As such, I began throwing around the idea of a soft reboot, which Emma was totally up for, and began figuring out ways to blend old footage with new, and ways to make it better overall. I cut scenes for pacing, fixed up some misc technical errors, and cast many voice actors to bring more life to the world as monsters and background villagers. I incorporated more CGI and game footage, reshot scenes in part to put Emma in the place of Julia, or had them redone entirely. You are also going to see a lot more characters. The original first season had just two Elementals turn up, but now you will see seven in either cameos or speaking roles. Look out for Thanatos, Santa, Vandole and Phanna (Pamela) popping up too!

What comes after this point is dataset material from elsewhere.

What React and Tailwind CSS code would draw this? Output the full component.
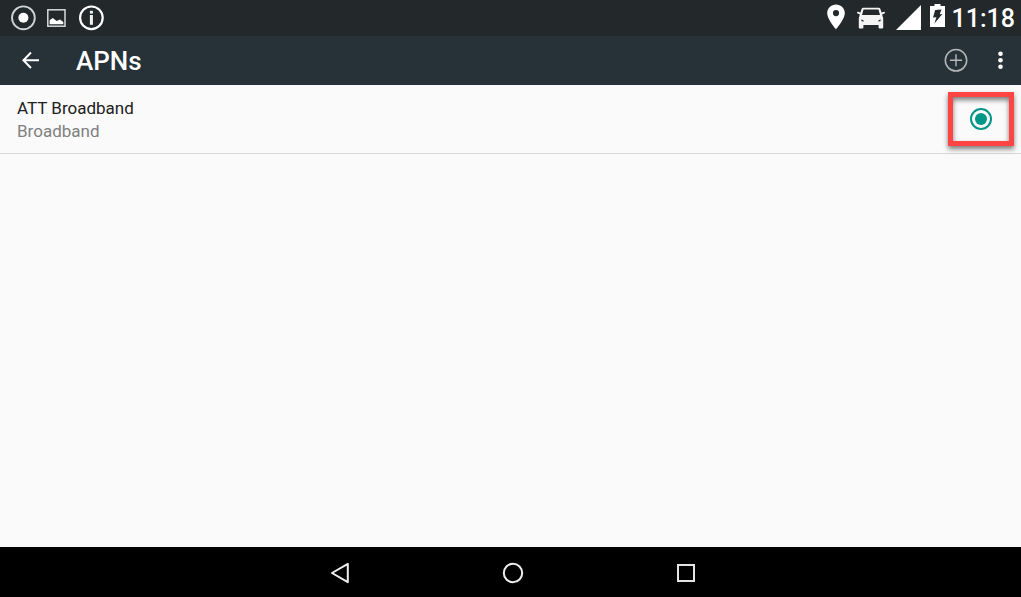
function RecordIcon() {
  return (
    <svg className="size-[26px]" viewBox="0 0 26 26" aria-hidden="true">
      <circle cx="13.4" cy="12.8" r="11.4" fill="none" stroke="#d0d2d3" strokeWidth="1.9" />
      <circle cx="13.4" cy="12.8" r="5" fill="#fff" />
    </svg>
  );
}

function ImageIcon() {
  return (
    <svg className="h-[18px] w-[19px]" viewBox="0 0 19 18" aria-hidden="true">
      <rect x="0.8" y="0.8" width="17.2" height="16.4" fill="none" stroke="#d8dadb" strokeWidth="1.5" />
      <path d="M2.6 15.2V11.2L5.8 9L9.6 12L13 10.4L16.3 13V15.2Z" fill="#fff" />
    </svg>
  );
}

function InfoIcon() {
  return (
    <svg className="size-[26px]" viewBox="0 0 26 26" aria-hidden="true">
      <circle cx="13.4" cy="12.8" r="11.3" fill="none" stroke="#fff" strokeWidth="2.2" />
      <rect x="11.9" y="10" width="3" height="9.8" fill="#f2f2f2" />
      <rect x="11.9" y="5.8" width="3" height="2.8" fill="#f2f2f2" />
    </svg>
  );
}

function PinIcon() {
  return (
    <svg className="h-[26px] w-[18px]" viewBox="0 0 18 26" aria-hidden="true">
      <path
        d="M9 0.5C4.1 0.5 0.2 4.3 0.2 9.1C0.2 15.5 9 25.4 9 25.4S17.8 15.5 17.8 9.1C17.8 4.3 13.9 0.5 9 0.5ZM9 12.2A3.1 3.1 0 1 1 9 6A3.1 3.1 0 0 1 9 12.2Z"
        fill="#fff"
      />
    </svg>
  );
}

function CarIcon() {
  return (
    <svg className="h-[22px] w-[28px]" viewBox="0 0 28 22" aria-hidden="true">
      <path
        fillRule="evenodd"
        fill="#f4f4f4"
        d="M6.4 0.8H21.6Q23 0.8 23.4 2.1L24.6 5.4L27 4.8Q28 4.7 28 5.6Q28 6.5 27 6.8L25.2 7.2L25.6 9.2L26.2 11V20.6Q26.2 21.6 25.2 21.6H22.6Q21.6 21.6 21.6 20.6V18H6.4V20.6Q6.4 21.6 5.4 21.6H2.8Q1.8 21.6 1.8 20.6V11L2.4 9.2L2.8 7.2L1 6.8Q0 6.5 0 5.6Q0 4.7 1 4.8L3.4 5.4L4.6 2.1Q5 0.8 6.4 0.8ZM6.5 2.6L5 8H23L21.5 2.6ZM4.2 12.4L4.6 14.2L7 14.4Q6.6 12.6 4.2 12.4ZM23.8 12.4L23.4 14.2L21 14.4Q21.4 12.6 23.8 12.4Z"
      />
    </svg>
  );
}

function SignalIcon() {
  return (
    <svg className="size-[25px]" viewBox="0 0 25 25" aria-hidden="true">
      <path d="M0 25L25 0V25Z" fill="#fff" />
    </svg>
  );
}

function BatteryIcon() {
  return (
    <svg className="h-[23px] w-[15px]" viewBox="0 0 15 23" aria-hidden="true">
      <path d="M4.5 0H10.5V2H15V23H0V2H4.5Z" fill="#fff" />
      <path d="M5.2 6L11.4 5.6L9.8 10.2L12.4 10L4.4 19.4L6.4 13.2L3 13.4Z" fill="#23282b" />
    </svg>
  );
}

function StatusBar() {
  return (
    <div className="flex h-9 items-center justify-between bg-[#23282b] pr-[6px] pl-[10px]">
      <div className="flex items-center pb-px">
        <RecordIcon />
        <span className="ml-[11px] flex"><ImageIcon /></span>
        <span className="ml-3 flex"><InfoIcon /></span>
      </div>
      <div className="flex items-center">
        <span className="mb-[2px] flex"><PinIcon /></span>
        <span className="ml-3 flex"><CarIcon /></span>
        <span className="mb-px ml-[11px] flex"><SignalIcon /></span>
        <span className="mb-[5px] ml-[9px] flex"><BatteryIcon /></span>
        <time className="ml-[7px] pt-[2px] text-[25px] leading-8 font-medium text-white">11:18</time>
      </div>
    </div>
  );
}

function AppBar() {
  return (
    <header className="flex h-[49px] items-center bg-[#263238] pr-2 pb-px pl-[18px]">
      <button type="button" aria-label="Navigate up" className="flex size-[26px] items-center justify-center">
        <svg className="size-[18px]" viewBox="0 0 18 18" fill="none" stroke="#fff" strokeWidth="2" aria-hidden="true">
          <path d="M17 9.3H2M9 1.5L1.4 9.3L9 17" />
        </svg>
      </button>
      <h1 className="ml-8 flex-1 pt-px text-[26px] leading-8 font-medium text-white">APNs</h1>
      <button type="button" aria-label="New APN" className="flex size-6 items-center justify-center">
        <svg className="size-6" viewBox="0 0 24 24" fill="none" stroke="#b4b8ba" aria-hidden="true">
          <circle cx="12" cy="12.3" r="10.7" strokeWidth="1.5" />
          <path d="M12 6.3V18.3M6 12.3H18" strokeWidth="1.4" />
        </svg>
      </button>
      <button type="button" aria-label="More options" className="ml-5 flex h-8 w-[25px] items-center justify-center">
        <svg className="h-[18px] w-[5px]" viewBox="0 0 5 18" fill="#fff" aria-hidden="true">
          <circle cx="2.5" cy="2.8" r="2.3" />
          <circle cx="2.5" cy="9.3" r="2.3" />
          <circle cx="2.5" cy="15.7" r="2.3" />
        </svg>
      </button>
    </header>
  );
}

function ApnRow() {
  return (
    <li className="flex items-center justify-between border-b border-[#d9d9d9] py-[7px] pr-[7px] pl-[17px]">
      <label htmlFor="apn-att" className="flex flex-1 flex-col pt-[2px] text-[17px] leading-[23px]">
        <span className="text-[#212121]">ATT Broadband</span>
        <span className="text-[#808080]">Broadband</span>
      </label>
      <span className="flex h-[54px] w-[66px] items-center justify-center border-[5px] border-[#ff4444] shadow-[0_3px_5px_rgba(0,0,0,0.5),inset_0_3px_5px_rgba(0,0,0,0.5)]">
        <input
          id="apn-att"
          type="radio"
          name="apn"
          defaultChecked
          className="grid size-[22px] appearance-none place-content-center rounded-full border-2 border-[#009688] before:size-3 before:rounded-full checked:before:bg-[#009688]"
        />
      </span>
    </li>
  );
}

function NavBar() {
  return (
    <nav className="flex h-[50px] items-center justify-center bg-black pt-[2px] pl-1">
      <button type="button" aria-label="Back" className="flex h-full w-[173px] items-center justify-center">
        <svg className="size-[22px]" viewBox="0 0 22 22" fill="none" stroke="#eee" strokeWidth="2" aria-hidden="true">
          <path d="M18.8 1.8V20.2L3 11Z" strokeLinejoin="round" />
        </svg>
      </button>
      <button type="button" aria-label="Home" className="flex h-full w-[173px] items-center justify-center">
        <svg className="size-[22px]" viewBox="0 0 22 22" fill="none" stroke="#eee" strokeWidth="2" aria-hidden="true">
          <circle cx="11" cy="11" r="9.2" />
        </svg>
      </button>
      <button type="button" aria-label="Recent apps" className="flex h-full w-[173px] items-center justify-center">
        <svg className="size-[18px]" viewBox="0 0 18 18" fill="none" stroke="#e4e4e4" strokeWidth="2" aria-hidden="true">
          <rect x="1" y="1" width="16" height="16" />
        </svg>
      </button>
    </nav>
  );
}

export default function App() {
  return (
    <div className="flex min-h-screen flex-col bg-[#fafafa] font-[Roboto,sans-serif]">
      <StatusBar />
      <AppBar />
      <main className="flex-1">
        <ul>
          <ApnRow />
        </ul>
      </main>
      <NavBar />
    </div>
  );
}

When might we see the second series?
It is shot, as is the majority of season three. The rebooted season one is coming within days of this interview’s release, and I am working towards a late 2020 release for season two with any luck. Hopefully the smash success of the Sonic the Hedgehog movie has put people in the mood for more ’90s video game screen adaptations!
Last question—what’s been the most pleasant surprise as you’ve worked on the Series of Mana?
The kind support and interest from fans like you! But also the positivity and enthusiasm from cast members who have waited for a very long time to see the fruits of their labour. It has been a very long road, but this was the better path to take.
As always, you get the final word!
Just that I hope that fans of the game appreciate it for what it is. As we have discussed, this was done on a peppercorn of a budget with me handling the majority of production bits. Regardless, I am proud of it. There was a lot of heart put into this, and countless hours, and I just really hope that people can see that. Though, above all else, I hope people have fun watching it!